Do you think a cycling pelican is still a valid cursory benchmark? By now surely discussions about it are in the training set.

There is quite a few on Google Image search.

On the other hand they still seem to struggle!

Wow! pelican benchmark is now saturated

  • Not until I can count the feathers, ask for a front view of the same pelican, then ask for it to be animated, all still using SVG.

  • I wonder how much of that is because it's getting more and more included in training data.

    We now need to start using walrusses riding rickshaws

Would you say this is the best cycling pelican to date?
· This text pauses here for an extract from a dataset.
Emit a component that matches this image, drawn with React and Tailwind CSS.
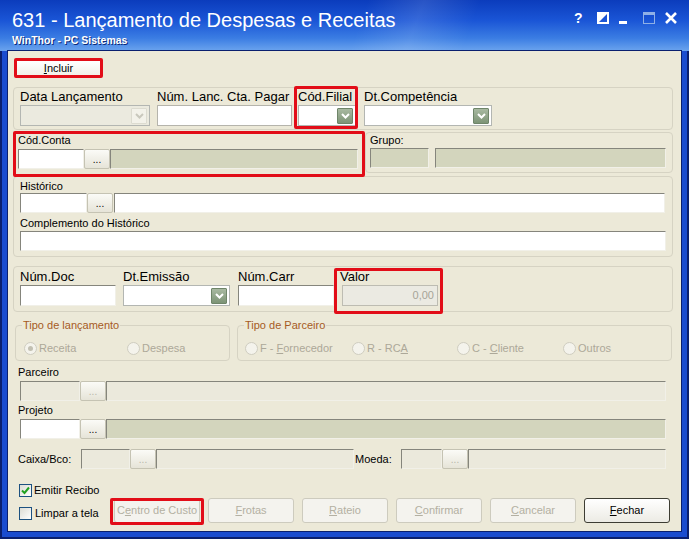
import React from 'react';

const sunkenBorder = 'border border-t-[#85857c] border-l-[#85857c] border-b-[#f1f0e8] border-r-[#f1f0e8]';

const Combo = ({ w, disabled }) => (
    <div className={`${w} h-[21px] flex items-center justify-end pr-[2px] border border-[#b3b6b2] ${disabled ? 'bg-[#ebeadf]' : 'bg-white'}`}>
        <div className={`w-[16px] h-[16px] flex items-center justify-center rounded-[1px] ${disabled ? 'bg-[#f3f2ea] border border-[#dcdbd0]' : 'bg-[linear-gradient(180deg,#a8b9a1,#7d9476)] border border-[#6f8569]'}`}>
            <svg width="9" height="6" viewBox="0 0 9 6">
                <path d="M1 1 L4.5 4.5 L8 1" stroke={disabled ? '#c9c8bd' : '#ffffff'} strokeWidth="2" fill="none" />
            </svg>
        </div>
    </div>
);

const Dots = ({ disabled }) => (
    <div className={`w-[26px] h-full flex items-end justify-center pb-[3px] border border-[#c5c3b3] rounded-[2px] bg-[linear-gradient(180deg,#fbfbf7,#e6e4d8)] text-[10px] leading-none ${disabled ? 'text-[#b8b6aa]' : 'text-black'}`}>...</div>
);

const Radio = ({ label, checked, w }) => (
    <div className={`${w} flex items-center`}>
        <div className="w-[13px] h-[13px] rounded-full border border-[#cfcdc0] bg-[#f4f3ec] flex items-center justify-center">
            {checked && <div className="w-[5px] h-[5px] rounded-full bg-[#c2c0b2]" />}
        </div>
        <span className="ml-[2px] text-[11px] text-[#aca899]">{label}</span>
    </div>
);

const Button = ({ children, enabled }) => (
    <div className={`w-[86px] h-[25px] flex items-center justify-center rounded-[3px] text-[11px] ${enabled ? 'border border-[#3d3d33] bg-[linear-gradient(180deg,#ffffff,#ecebe4)] text-black' : 'border border-[#cdcbbe] bg-[#f4f3ee] text-[#b3b0a2]'}`}>
        {children}
    </div>
);

const RedBox = ({ className }) => (
    <div className={`absolute border-[3px] border-[#e20d18] rounded-[2px] pointer-events-none ${className}`} />
);

const App = () => {
    return (
        <div className="relative w-[689px] h-[539px] overflow-hidden bg-[#1a4ccf] shadow-[inset_0_0_0_2px_#0a1f6e] font-['Liberation_Sans',Arial,sans-serif] text-black">
            {/* title bar */}
            <div className="h-[51px] flex justify-between bg-[linear-gradient(110deg,transparent_52%,rgba(255,255,255,0.12)_60%,transparent_68%),linear-gradient(180deg,#0b3cbc_0%,#1a55d6_40%,#3b7de3_75%,#6ba4ee_100%)]">
                <div className="pl-[12px] pt-[8px] text-white">
                    <div className="text-[20px] leading-[24px]">631 - Lançamento de Despesas e Receitas</div>
                    <div className="mt-[2px] text-[10.5px] leading-[13px] font-bold [text-shadow:1px_1px_0_#0a2a7a]">WinThor - PC Sistemas</div>
                </div>
                <div className="flex items-start pt-[11px] pr-[11px] text-white">
                    <div className="w-[9px] text-[14px] leading-[14px] font-bold">?</div>
                    <svg className="ml-[14px] mt-[1px]" width="12" height="12" viewBox="0 0 12 12">
                        <rect x="1" y="1" width="10" height="10" fill="none" stroke="#fff" strokeWidth="2" />
                        <polygon points="1,1 11,1 1,11" fill="#fff" />
                    </svg>
                    <div className="ml-[10px] mt-[10px] w-[8px] h-[3px] bg-white" />
                    <svg className="ml-[16px]" width="12" height="13" viewBox="0 0 12 13">
                        <rect x="0.5" y="1.5" width="11" height="11" fill="none" stroke="#8fb0e6" strokeWidth="1" />
                        <rect x="0" y="1" width="12" height="3" fill="#8fb0e6" />
                    </svg>
                    <svg className="ml-[9px]" width="14" height="14" viewBox="0 0 14 14">
                        <path d="M2 2 L12 12 M12 2 L2 12" stroke="#fff" strokeWidth="2.6" />
                    </svg>
                </div>
            </div>

            {/* client area */}
            <div className="mx-[8px] h-[480px] bg-[#ece9d8] ring-1 ring-[#0a1f6e] flex flex-col">
                <div className="ml-[9px] mt-[10px] w-[83px] h-[15px] flex items-center justify-center bg-[linear-gradient(180deg,#ffffff,#f1f0e7)] text-[11px] leading-none">
                    <span><u>I</u>ncluir</span>
                </div>

                {/* group 1 */}
                <div className="mt-[11px] ml-[5px] w-[660px] h-[43px] border border-[#d6d3c3] rounded-[4px] flex pl-[6px]">
                    <div className="w-[130px]">
                        <div className="text-[13px] leading-[17px]">Data Lançamento</div>
                        <Combo w="w-[130px]" disabled />
                    </div>
                    <div className="ml-[7px] w-[135px]">
                        <div className="text-[13px] leading-[17px] whitespace-nowrap">Núm. Lanc. Cta. Pagar</div>
                        <div className="h-[21px] border border-[#b5b4ac] bg-white" />
                    </div>
                    <div className="ml-[6px] w-[58px]">
                        <div className="text-[13px] leading-[17px]">Cód.Filial</div>
                        <Combo w="w-[58px]" />
                    </div>
                    <div className="ml-[8px] w-[128px]">
                        <div className="text-[13px] leading-[17px] whitespace-nowrap">Dt.Competência</div>
                        <Combo w="w-[128px]" />
                    </div>
                </div>

                {/* row 2 */}
                <div className="mt-[1px] ml-[5px] flex items-start">
                    <div className="w-[351px] h-[45px] border border-[#d6d3c3] rounded-[4px] pl-[4px]">
                        <div className="mt-[1px] text-[11px] leading-[14px]">Cód.Conta</div>
                        <div className="mt-[2px] h-[20px] flex">
                            <div className={`w-[66px] h-full bg-white ${sunkenBorder}`} />
                            <Dots />
                            <div className={`w-[248px] h-full bg-[#d3d5bd] ${sunkenBorder}`} />
                        </div>
                    </div>
                    <div className="ml-[1px] mt-[1px] w-[308px] h-[41px] border border-[#d6d3c3] rounded-[4px] pl-[4px]">
                        <div className="text-[11px] leading-[14px]">Grupo:</div>
                        <div className="mt-[1px] h-[20px] flex">
                            <div className={`w-[59px] h-full bg-[#d3d5bd] ${sunkenBorder}`} />
                            <div className={`ml-[6px] w-[231px] h-full bg-[#d3d5bd] ${sunkenBorder}`} />
                        </div>
                    </div>
                </div>

                {/* histórico */}
                <div className="mt-[0px] ml-[5px] w-[660px] h-[81px] border border-[#d6d3c3] rounded-[4px] pl-[6px]">
                    <div className="mt-[2px] text-[11px] leading-[14px]">Histórico</div>
                    <div className="h-[20px] flex">
                        <div className={`w-[67px] h-full bg-white ${sunkenBorder}`} />
                        <Dots />
                        <div className={`ml-[1px] w-[551px] h-full bg-white ${sunkenBorder}`} />
                    </div>
                    <div className="mt-[3px] text-[11px] leading-[14px]">Complemento do Histórico</div>
                    <div className={`mt-[1px] w-[646px] h-[20px] bg-white ${sunkenBorder}`} />
                </div>

                {/* group 4 */}
                <div className="mt-[9px] ml-[5px] w-[660px] h-[46px] border border-[#d6d3c3] rounded-[4px] flex pl-[6px]">
                    <div className="w-[96px]">
                        <div className="mt-[1px] text-[13px] leading-[17px]">Núm.Doc</div>
                        <div className={`h-[21px] bg-white ${sunkenBorder}`} />
                    </div>
                    <div className="ml-[7px] w-[107px]">
                        <div className="mt-[1px] text-[13px] leading-[17px]">Dt.Emissão</div>
                        <Combo w="w-[107px]" />
                    </div>
                    <div className="ml-[8px] w-[96px]">
                        <div className="mt-[1px] text-[13px] leading-[17px]">Núm.Carr</div>
                        <div className={`h-[21px] bg-white ${sunkenBorder}`} />
                    </div>
                    <div className="ml-[8px] w-[96px]">
                        <div className="mt-[1px] -ml-[2px] text-[13px] leading-[17px]">Valor</div>
                        <div className="h-[21px] border border-[#bdbcb2] bg-[#ebeae2] flex items-center justify-end pr-[3px] text-[11px] text-[#a6a498]">0,00</div>
                    </div>
                </div>

                {/* tipo */}
                <div className="mt-[7px] flex">
                    <fieldset className="ml-[7px] w-[215px] h-[42px] border border-[#d6d3c3] rounded-[4px]">
                        <legend className="ml-[6px] px-[1px] text-[11px] leading-[13px] text-[#a65b1f]">Tipo de lançamento</legend>
                        <div className="mt-[9px] h-[14px] pl-[8px] flex">
                            <Radio w="w-[103px]" label="Receita" checked />
                            <Radio w="w-[100px]" label="Despesa" />
                        </div>
                    </fieldset>
                    <fieldset className="ml-[7px] w-[435px] h-[42px] border border-[#d6d3c3] rounded-[4px]">
                        <legend className="ml-[6px] px-[1px] text-[11px] leading-[13px] text-[#a65b1f]">Tipo de Parceiro</legend>
                        <div className="mt-[9px] h-[14px] pl-[7px] flex">
                            <Radio w="w-[107px]" label={<span>F - <u>F</u>ornecedor</span>} />
                            <Radio w="w-[105px]" label={<span>R - RC<u>A</u></span>} />
                            <Radio w="w-[106px]" label={<span>C - <u>C</u>liente</span>} />
                            <Radio w="w-[100px]" label="Outros" />
                        </div>
                    </fieldset>
                </div>

                {/* parceiro / projeto / caixa */}
                <div className="pl-[10px]">
                    <div className="mt-[4px] text-[11px] leading-[14px]">Parceiro</div>
                    <div className="mt-[2px] ml-[2px] h-[20px] flex">
                        <div className={`w-[60px] h-full bg-[#ebe9dc] ${sunkenBorder}`} />
                        <Dots disabled />
                        <div className={`w-[560px] h-full bg-[#ebe9dc] ${sunkenBorder}`} />
                    </div>
                    <div className="mt-[2px] text-[11px] leading-[14px]">Projeto</div>
                    <div className="mt-[2px] ml-[2px] h-[20px] flex">
                        <div className={`w-[60px] h-full bg-white ${sunkenBorder}`} />
                        <Dots />
                        <div className={`w-[560px] h-full bg-[#d3d5bd] ${sunkenBorder}`} />
                    </div>
                    <div className="mt-[10px] h-[20px] flex items-center">
                        <div className="w-[63px] text-[11px]">Caixa/Bco:</div>
                        <div className="h-full flex">
                            <div className={`w-[49px] h-full bg-[#ebe9dc] ${sunkenBorder}`} />
                            <Dots disabled />
                            <div className={`w-[198px] h-full bg-[#ebe9dc] ${sunkenBorder}`} />
                        </div>
                        <div className="w-[47px] pl-[1px] text-[11px]">Moeda:</div>
                        <div className="h-full flex">
                            <div className={`w-[41px] h-full bg-[#ebe9dc] ${sunkenBorder}`} />
                            <Dots disabled />
                            <div className={`w-[198px] h-full bg-[#ebe9dc] ${sunkenBorder}`} />
                        </div>
                    </div>

                    {/* bottom */}
                    <div className="mt-[14px] flex">
                        <div className="w-[96px] pl-[1px]">
                            <div className="h-[14px] flex items-center">
                                <div className="w-[13px] h-[13px] border border-[#1c5180] bg-[linear-gradient(135deg,#dcdcd4,#ffffff)] flex items-center justify-center">
                                    <svg width="9" height="9" viewBox="0 0 9 9">
                                        <path d="M1 4.5 L3.5 7 L8 1.5" stroke="#21a121" strokeWidth="2" fill="none" />
                                    </svg>
                                </div>
                                <span className="ml-[2px] text-[11px]">Emitir Recibo</span>
                            </div>
                            <div className="mt-[9px] h-[14px] flex items-center">
                                <div className="w-[13px] h-[13px] border border-[#1c5180] bg-[linear-gradient(135deg,#dcdcd4,#ffffff)]" />
                                <span className="ml-[3px] text-[11px]">Limpar a tela</span>
                            </div>
                        </div>
                        <div className="mt-[15px] flex gap-[8px]">
                            <Button><span>C<u>e</u>ntro de Custo</span></Button>
                            <Button><span><u>F</u>rotas</span></Button>
                            <Button><span><u>R</u>ateio</span></Button>
                            <Button><span><u>C</u>onfirmar</span></Button>
                            <Button><span><u>C</u>ancelar</span></Button>
                            <Button enabled><span><u>F</u>echar</span></Button>
                        </div>
                    </div>
                </div>
            </div>

            {/* highlight boxes */}
            <RedBox className="left-[14px] top-[58px] w-[89px] h-[20px]" />
            <RedBox className="left-[294px] top-[86px] w-[64px] h-[43px]" />
            <RedBox className="left-[13px] top-[131px] w-[352px] h-[46px]" />
            <RedBox className="left-[334px] top-[268px] w-[109px] h-[46px]" />
            <RedBox className="left-[110px] top-[498px] w-[94px] h-[27px]" />
        </div>
    );
};

export default App;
I don't remember any of the others looking better than this.

Of course by now it'll be in-distribution. Time for a new benchmark...
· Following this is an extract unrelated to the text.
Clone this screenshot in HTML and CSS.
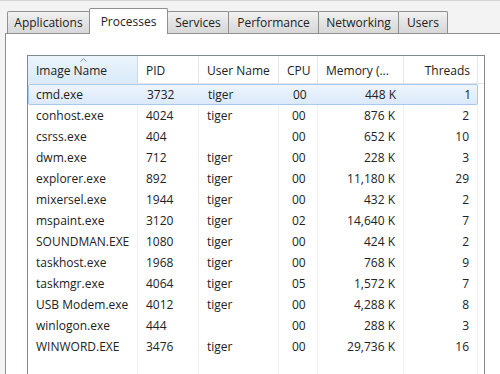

  • I love that we are in the timeline where we are somewhat seriously evaluating probably super human intelligence by their ability to draw a svg of a cycling pelican.

    • I still remember my jaw hitting the floor when the first DALL-E paper came out, with the baby daikon radish walking a dog. How the actual fuck...? Now we're probably all too jaded to fully appreciate the next advance of that magnitude, whatever that turns out to be.

      E.g., the pelicans all look pretty cruddy including this one, but the fact that they are being delivered in .SVG is a bigger deal than the quality of the artwork itself, IMHO. This isn't a diffusion model, it's an autoregressive transformer imitating one. The wonder isn't that it's done badly, it's that it's happening at all.

      1 reply →

    • I don't love that this is the conversation and when these models bake-in these silly scenarios with training data, everyone goes "see, pelican bike! super human intelligence!"

      The point is never the pelican. The point is that if a thing has information about pelicans, and has information about bicycles, then why can't it combine those ideas? Is it because it's not intelligent?

      3 replies →

This made me think of the 'draw a bike experiment', where people were asked to draw a bike from memory, and were suprisingly bad at recreating how the parts fit together in a sensible manner:

https://road.cc/content/blog/90885-science-cycology-can-you-...

ChatGPT seems to perform better than most, but with notable missing elements (where's the chain or the handlebars?). I'm not sure if those are due to a lack of understanding, or artistic liberties taken by the model?

Well, that might be more of a function of how long they let it 'reason' than anything intrinsic to the model?